Leave out any pictures and transcribe all other data below exactly.

┌──

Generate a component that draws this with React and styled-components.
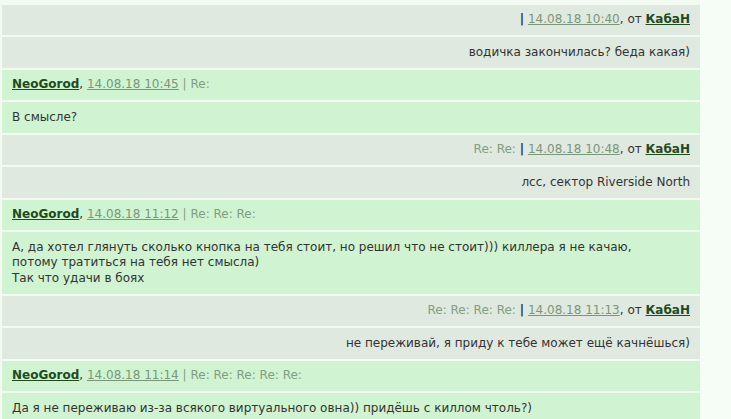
import React from "react";
import styled, { createGlobalStyle, css } from "styled-components";

const GlobalStyle = createGlobalStyle`
  html, body {
    margin: 0;
    padding: 0;
    background: #f6fcf6;
  }
  body {
    font-family: "DejaVu Sans", Verdana, sans-serif;
    font-size: 12px;
    color: #333;
  }
`;

const tones = {
  gray: "#dfe9df",
  green: "#d0f4d1",
};

const Page = styled.div`
  width: 731px;
  height: 419px;
  overflow: hidden;
  background: #f6fcf6;
`;

const Thread = styled.div`
  width: 698px;
  padding: 4.5px 0 0 2px;
  display: flex;
  flex-direction: column;
  gap: 2px;
  background: #f2faf2;
`;

const Row = styled.div`
  padding: 7.5px 10px;
  line-height: 15.5px;
  background: ${({ $tone }) => tones[$tone]};
  text-align: ${({ $right }) => ($right ? "right" : "left")};
`;

const Author = styled.a`
  color: #1e4a1e;
  font-weight: bold;
  text-decoration: underline;
`;

const Stamp = styled.a`
  color: #7b967b;
  text-decoration: underline;
`;

const Muted = styled.span`
  color: #839d83;
`;

const Pipe = styled.span`
  color: ${({ $dark }) => ($dark ? "#333" : "#839d83")};
  ${({ $dark }) =>
    $dark &&
    css`
      font-weight: bold;
    `}
`;

const Body = styled.div`
  white-space: pre-line;
`;

const messages = [
  {
    from: "КабаН",
    mine: false,
    time: "14.08.18 10:40",
    depth: 0,
    text: "водичка закончилась? беда какая)",
  },
  {
    from: "NeoGorod",
    mine: true,
    time: "14.08.18 10:45",
    depth: 1,
    text: "В смысле?",
  },
  {
    from: "КабаН",
    mine: false,
    time: "14.08.18 10:48",
    depth: 2,
    text: "лсс, сектор Riverside North",
  },
  {
    from: "NeoGorod",
    mine: true,
    time: "14.08.18 11:12",
    depth: 3,
    text:
      "А, да хотел глянуть сколько кнопка на тебя стоит, но решил что не стоит))) киллера я не качаю,\nпотому тратиться на тебя нет смысла)\nТак что удачи в боях",
  },
  {
    from: "КабаН",
    mine: false,
    time: "14.08.18 11:13",
    depth: 4,
    text: "не переживай, я приду к тебе может ещё качнёшься)",
  },
  {
    from: "NeoGorod",
    mine: true,
    time: "14.08.18 11:14",
    depth: 5,
    text: "Да я не переживаю из-за всякого виртуального овна)) придёшь с киллом чтоль?)",
  },
];

const re = (n) => Array(n).fill("Re:").join(" ");

const Message = ({ from, mine, time, depth, text }) => {
  const tone = mine ? "green" : "gray";
  return (
    <>
      {mine ? (
        <Row $tone={tone}>
          <Author href="#">{from}</Author>, <Stamp href="#">{time}</Stamp>{" "}
          <Pipe>|</Pipe> <Muted>{re(depth)}</Muted>
        </Row>
      ) : (
        <Row $tone={tone} $right>
          {depth > 0 && <Muted>{re(depth)} </Muted>}
          <Pipe $dark>|</Pipe> <Stamp href="#">{time}</Stamp>, от{" "}
          <Author href="#">{from}</Author>
        </Row>
      )}
      <Row $tone={tone} $right={!mine}>
        <Body>{text}</Body>
      </Row>
    </>
  );
};

const App = () => (
  <Page>
    <GlobalStyle />
    <Thread>
      {messages.map((m) => (
        <Message key={m.time} {...m} />
      ))}
    </Thread>
  </Page>
);

export default App;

└──

Answer to the task
Generate a component that draws this with React and styled-components.
import React from "react";
import styled, { createGlobalStyle, css } from "styled-components";

const GlobalStyle = createGlobalStyle`
  html, body {
    margin: 0;
    padding: 0;
    background: #f6fcf6;
  }
  body {
    font-family: "DejaVu Sans", Verdana, sans-serif;
    font-size: 12px;
    color: #333;
  }
`;

const tones = {
  gray: "#dfe9df",
  green: "#d0f4d1",
};

const Page = styled.div`
  width: 731px;
  height: 419px;
  overflow: hidden;
  background: #f6fcf6;
`;

const Thread = styled.div`
  width: 698px;
  padding: 4.5px 0 0 2px;
  display: flex;
  flex-direction: column;
  gap: 2px;
  background: #f2faf2;
`;

const Row = styled.div`
  padding: 7.5px 10px;
  line-height: 15.5px;
  background: ${({ $tone }) => tones[$tone]};
  text-align: ${({ $right }) => ($right ? "right" : "left")};
`;

const Author = styled.a`
  color: #1e4a1e;
  font-weight: bold;
  text-decoration: underline;
`;

const Stamp = styled.a`
  color: #7b967b;
  text-decoration: underline;
`;

const Muted = styled.span`
  color: #839d83;
`;

const Pipe = styled.span`
  color: ${({ $dark }) => ($dark ? "#333" : "#839d83")};
  ${({ $dark }) =>
    $dark &&
    css`
      font-weight: bold;
    `}
`;

const Body = styled.div`
  white-space: pre-line;
`;

const messages = [
  {
    from: "КабаН",
    mine: false,
    time: "14.08.18 10:40",
    depth: 0,
    text: "водичка закончилась? беда какая)",
  },
  {
    from: "NeoGorod",
    mine: true,
    time: "14.08.18 10:45",
    depth: 1,
    text: "В смысле?",
  },
  {
    from: "КабаН",
    mine: false,
    time: "14.08.18 10:48",
    depth: 2,
    text: "лсс, сектор Riverside North",
  },
  {
    from: "NeoGorod",
    mine: true,
    time: "14.08.18 11:12",
    depth: 3,
    text:
      "А, да хотел глянуть сколько кнопка на тебя стоит, но решил что не стоит))) киллера я не качаю,\nпотому тратиться на тебя нет смысла)\nТак что удачи в боях",
  },
  {
    from: "КабаН",
    mine: false,
    time: "14.08.18 11:13",
    depth: 4,
    text: "не переживай, я приду к тебе может ещё качнёшься)",
  },
  {
    from: "NeoGorod",
    mine: true,
    time: "14.08.18 11:14",
    depth: 5,
    text: "Да я не переживаю из-за всякого виртуального овна)) придёшь с киллом чтоль?)",
  },
];

const re = (n) => Array(n).fill("Re:").join(" ");

const Message = ({ from, mine, time, depth, text }) => {
  const tone = mine ? "green" : "gray";
  return (
    <>
      {mine ? (
        <Row $tone={tone}>
          <Author href="#">{from}</Author>, <Stamp href="#">{time}</Stamp>{" "}
          <Pipe>|</Pipe> <Muted>{re(depth)}</Muted>
        </Row>
      ) : (
        <Row $tone={tone} $right>
          {depth > 0 && <Muted>{re(depth)} </Muted>}
          <Pipe $dark>|</Pipe> <Stamp href="#">{time}</Stamp>, от{" "}
          <Author href="#">{from}</Author>
        </Row>
      )}
      <Row $tone={tone} $right={!mine}>
        <Body>{text}</Body>
      </Row>
    </>
  );
};

const App = () => (
  <Page>
    <GlobalStyle />
    <Thread>
      {messages.map((m) => (
        <Message key={m.time} {...m} />
      ))}
    </Thread>
  </Page>
);

export default App;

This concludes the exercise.